Em Braving the Wilderness, que não teve (eu acho) tradução para o português, a pesquisadora Brené Brown  recorda uma entrevista da poeta Maya Angelou a Bill Moyers, na qual afirmou:

“Você somente é livre quando percebe que você não pertence a lugar algum – você pertence a todos os lugares – a lugar nenhum. O preço é alto. A recompensa é ótima”

Brené, fã assumida de Maya, lutou contra essa declaração durante muito tempo. Afinal, quem não quer pertencer? Não é essa, consciente ou inconscientemente, a razão de várias das nossas ações e reações? O motivo pelo qual a gente se submete a tanta coisa, leva tão a sério as dicas e conselhos, sofre com a pressão social, imposta ou não?

Após muitos anos, Brené não só percebeu que carregava em si a estranha dicotomia de se sentir sozinha e de ao mesmo tempo pertencer a um grupo, ainda que fosse à sua família, como também escreveu um livro sobre isso, no qual explica, em tradução livre, que “Pertencer verdadeiramente é a prática espiritual de acreditar e pertencer a si mesmo tão profundamente que você pode compartilhar o seu eu mais autêntico com o mundo e encontrar o sagrado em ambos, sendo parte de algo e permanecendo sozinho no deserto.

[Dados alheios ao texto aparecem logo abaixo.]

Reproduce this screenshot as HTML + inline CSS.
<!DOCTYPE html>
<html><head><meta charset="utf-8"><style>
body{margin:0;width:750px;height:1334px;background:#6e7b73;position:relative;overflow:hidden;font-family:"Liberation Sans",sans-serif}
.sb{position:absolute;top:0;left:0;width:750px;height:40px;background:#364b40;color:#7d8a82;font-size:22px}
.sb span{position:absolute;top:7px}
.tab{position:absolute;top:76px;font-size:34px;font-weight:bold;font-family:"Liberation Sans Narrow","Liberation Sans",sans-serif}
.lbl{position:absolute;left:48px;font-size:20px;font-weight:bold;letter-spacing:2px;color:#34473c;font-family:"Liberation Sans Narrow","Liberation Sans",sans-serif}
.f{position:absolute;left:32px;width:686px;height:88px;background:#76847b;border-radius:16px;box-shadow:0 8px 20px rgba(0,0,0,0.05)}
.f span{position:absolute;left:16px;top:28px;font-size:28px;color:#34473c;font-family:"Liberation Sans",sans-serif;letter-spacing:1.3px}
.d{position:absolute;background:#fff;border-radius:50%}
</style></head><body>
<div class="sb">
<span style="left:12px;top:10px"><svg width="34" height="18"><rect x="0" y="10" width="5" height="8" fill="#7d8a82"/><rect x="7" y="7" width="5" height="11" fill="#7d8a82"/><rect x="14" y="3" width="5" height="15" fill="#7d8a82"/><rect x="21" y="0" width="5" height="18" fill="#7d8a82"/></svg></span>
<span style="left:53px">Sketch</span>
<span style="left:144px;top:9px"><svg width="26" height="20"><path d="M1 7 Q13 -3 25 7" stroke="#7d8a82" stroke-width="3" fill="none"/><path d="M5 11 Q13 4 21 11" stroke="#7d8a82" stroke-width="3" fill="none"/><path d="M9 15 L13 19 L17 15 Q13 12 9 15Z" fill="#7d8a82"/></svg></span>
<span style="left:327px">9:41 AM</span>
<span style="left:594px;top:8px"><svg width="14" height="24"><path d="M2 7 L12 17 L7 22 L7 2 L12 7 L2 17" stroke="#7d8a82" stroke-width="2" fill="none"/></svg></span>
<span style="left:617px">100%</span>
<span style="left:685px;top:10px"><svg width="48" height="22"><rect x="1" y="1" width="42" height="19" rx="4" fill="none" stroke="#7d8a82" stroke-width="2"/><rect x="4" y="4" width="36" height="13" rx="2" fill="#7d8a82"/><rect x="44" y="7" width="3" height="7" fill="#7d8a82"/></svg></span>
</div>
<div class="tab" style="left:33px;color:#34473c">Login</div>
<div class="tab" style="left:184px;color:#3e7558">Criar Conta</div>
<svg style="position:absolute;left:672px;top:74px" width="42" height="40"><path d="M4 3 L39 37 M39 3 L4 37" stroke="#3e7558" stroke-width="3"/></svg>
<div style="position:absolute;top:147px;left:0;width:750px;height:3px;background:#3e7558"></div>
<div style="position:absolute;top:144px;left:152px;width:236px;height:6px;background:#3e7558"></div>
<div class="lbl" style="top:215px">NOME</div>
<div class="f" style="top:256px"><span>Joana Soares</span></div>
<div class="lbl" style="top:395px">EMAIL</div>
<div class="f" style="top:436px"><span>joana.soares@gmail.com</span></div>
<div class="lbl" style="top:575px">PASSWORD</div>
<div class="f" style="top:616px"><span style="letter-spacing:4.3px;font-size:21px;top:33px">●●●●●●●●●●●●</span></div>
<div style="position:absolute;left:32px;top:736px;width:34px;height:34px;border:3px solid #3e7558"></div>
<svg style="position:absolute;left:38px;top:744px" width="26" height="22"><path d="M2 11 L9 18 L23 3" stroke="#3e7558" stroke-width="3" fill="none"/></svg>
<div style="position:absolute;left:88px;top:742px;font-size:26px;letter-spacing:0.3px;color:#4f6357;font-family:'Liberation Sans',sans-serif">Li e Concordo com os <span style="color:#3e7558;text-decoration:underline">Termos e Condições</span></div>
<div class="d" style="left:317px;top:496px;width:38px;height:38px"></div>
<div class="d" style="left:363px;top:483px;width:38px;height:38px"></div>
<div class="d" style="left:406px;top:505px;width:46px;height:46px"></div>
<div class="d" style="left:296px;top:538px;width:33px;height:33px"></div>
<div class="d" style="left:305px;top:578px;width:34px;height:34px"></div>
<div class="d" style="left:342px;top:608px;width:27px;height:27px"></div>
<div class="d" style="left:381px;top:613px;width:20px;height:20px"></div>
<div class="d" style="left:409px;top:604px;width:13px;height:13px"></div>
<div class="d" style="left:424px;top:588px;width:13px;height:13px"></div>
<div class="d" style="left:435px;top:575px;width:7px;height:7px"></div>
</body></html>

O verdadeiro pertencimento não exige que você mude quem você é; requer que você seja quem você é”.

Está conectado a algo que passamos, eventualmente, uma vida tentando construir: a autoestima. “Ser autêntico significa conseguir expressar no comportamento o que está dentro de nós. A autenticidade requer a ousadia de ser quem realmente somos”, resume o psiquiatra Diogo Lara, no livro Imersão.  Na ficção, ele coloca em discussão como o processo de educação e adequação à sociedade nos rouba a tão almejada autenticidade. Para Lara, a autoestima é formada por autoaceitação, autorrespeito, autoempatia, autenticidade, autoeficácia e automerecimento, expressos, respectivamente, nas seguintes frases:

Eu me aceito

Eu zelo por mim

Eu me acolho

Eu sou

Eu consigo

Eu mereço

 

Fato é: com a autoestima em dia ou pertencendo a nós mesmos, fica mais fácil abandonar o tem que e tornar a rotina, não só as férias, mais leves, alegres e espontâneas. As preferências, desejos e estranhezas ganham espaço, junto com a tão almejada felicidade.

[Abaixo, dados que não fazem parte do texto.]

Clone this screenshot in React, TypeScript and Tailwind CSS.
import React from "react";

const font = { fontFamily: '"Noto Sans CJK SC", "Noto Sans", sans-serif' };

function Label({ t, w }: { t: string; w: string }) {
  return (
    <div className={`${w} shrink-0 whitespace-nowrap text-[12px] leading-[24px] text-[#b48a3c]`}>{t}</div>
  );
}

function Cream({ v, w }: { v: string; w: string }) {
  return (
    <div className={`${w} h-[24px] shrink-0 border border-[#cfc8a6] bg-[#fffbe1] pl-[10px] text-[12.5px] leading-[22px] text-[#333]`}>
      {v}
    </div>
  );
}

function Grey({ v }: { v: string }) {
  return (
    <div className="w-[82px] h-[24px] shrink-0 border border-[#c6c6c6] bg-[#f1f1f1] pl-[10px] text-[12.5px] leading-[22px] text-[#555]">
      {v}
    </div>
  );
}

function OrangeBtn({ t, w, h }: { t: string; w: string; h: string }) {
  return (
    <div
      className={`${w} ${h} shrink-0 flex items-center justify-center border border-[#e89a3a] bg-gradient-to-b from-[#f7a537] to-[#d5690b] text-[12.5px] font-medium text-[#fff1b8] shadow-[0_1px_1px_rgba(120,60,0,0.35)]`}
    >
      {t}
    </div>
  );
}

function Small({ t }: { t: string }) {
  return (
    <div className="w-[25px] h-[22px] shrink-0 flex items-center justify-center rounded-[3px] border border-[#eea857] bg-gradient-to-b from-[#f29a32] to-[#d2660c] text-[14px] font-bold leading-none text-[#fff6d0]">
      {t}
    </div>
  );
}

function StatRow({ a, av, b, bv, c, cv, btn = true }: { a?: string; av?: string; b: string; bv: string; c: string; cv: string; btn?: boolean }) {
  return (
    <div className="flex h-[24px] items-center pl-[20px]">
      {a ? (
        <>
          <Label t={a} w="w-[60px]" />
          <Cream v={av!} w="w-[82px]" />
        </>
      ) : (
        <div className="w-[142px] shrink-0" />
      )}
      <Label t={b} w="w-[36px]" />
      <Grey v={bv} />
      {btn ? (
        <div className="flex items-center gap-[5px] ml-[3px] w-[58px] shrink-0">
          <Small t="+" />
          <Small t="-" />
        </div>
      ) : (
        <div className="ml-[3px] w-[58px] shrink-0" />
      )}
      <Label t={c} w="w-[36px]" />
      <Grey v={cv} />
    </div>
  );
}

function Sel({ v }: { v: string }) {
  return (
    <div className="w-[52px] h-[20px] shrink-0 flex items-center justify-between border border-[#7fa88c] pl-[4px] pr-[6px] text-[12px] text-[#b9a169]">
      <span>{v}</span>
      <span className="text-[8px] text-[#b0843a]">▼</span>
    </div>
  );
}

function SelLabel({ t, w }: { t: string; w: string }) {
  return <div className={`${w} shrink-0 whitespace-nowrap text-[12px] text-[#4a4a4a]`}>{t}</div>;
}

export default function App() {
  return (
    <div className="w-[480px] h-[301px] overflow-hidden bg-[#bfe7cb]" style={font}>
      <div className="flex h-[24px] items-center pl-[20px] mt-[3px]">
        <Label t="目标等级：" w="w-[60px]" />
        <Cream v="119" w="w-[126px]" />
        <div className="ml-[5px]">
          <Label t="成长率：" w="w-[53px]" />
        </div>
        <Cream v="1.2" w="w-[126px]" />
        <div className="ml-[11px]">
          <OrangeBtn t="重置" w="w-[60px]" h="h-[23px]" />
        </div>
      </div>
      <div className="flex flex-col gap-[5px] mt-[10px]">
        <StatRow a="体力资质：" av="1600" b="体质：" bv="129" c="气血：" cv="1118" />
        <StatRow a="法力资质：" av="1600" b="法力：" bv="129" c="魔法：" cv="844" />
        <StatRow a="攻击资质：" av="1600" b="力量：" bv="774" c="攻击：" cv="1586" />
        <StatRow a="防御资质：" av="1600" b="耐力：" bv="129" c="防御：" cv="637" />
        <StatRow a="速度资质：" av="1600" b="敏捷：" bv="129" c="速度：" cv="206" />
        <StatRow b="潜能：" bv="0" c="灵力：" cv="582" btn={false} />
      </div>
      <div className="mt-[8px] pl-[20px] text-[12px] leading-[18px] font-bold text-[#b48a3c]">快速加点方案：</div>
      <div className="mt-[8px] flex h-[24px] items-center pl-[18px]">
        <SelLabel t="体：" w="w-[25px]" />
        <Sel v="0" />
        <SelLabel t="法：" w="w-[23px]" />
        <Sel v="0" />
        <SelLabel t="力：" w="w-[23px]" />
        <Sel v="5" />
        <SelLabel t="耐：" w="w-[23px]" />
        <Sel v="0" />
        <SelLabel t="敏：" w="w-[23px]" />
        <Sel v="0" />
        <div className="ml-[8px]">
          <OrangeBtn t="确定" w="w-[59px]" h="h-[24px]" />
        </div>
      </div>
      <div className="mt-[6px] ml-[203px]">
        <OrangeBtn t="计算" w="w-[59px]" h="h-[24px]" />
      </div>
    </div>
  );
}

Foi assim, juntando as peças aqui e ali, que aliviei o excesso de bagagem emocional e me libertei do tem que. Ah, sabe o que eu trouxe das férias? Uma pedra, um livro e uma coleção  de memórias, como os respingos gelados do mar em uma tarde de sol quente de outono, com as gaivotas bradando de um lado, os novos amigos rindo do outro e um coração bem vivo bailando no meio.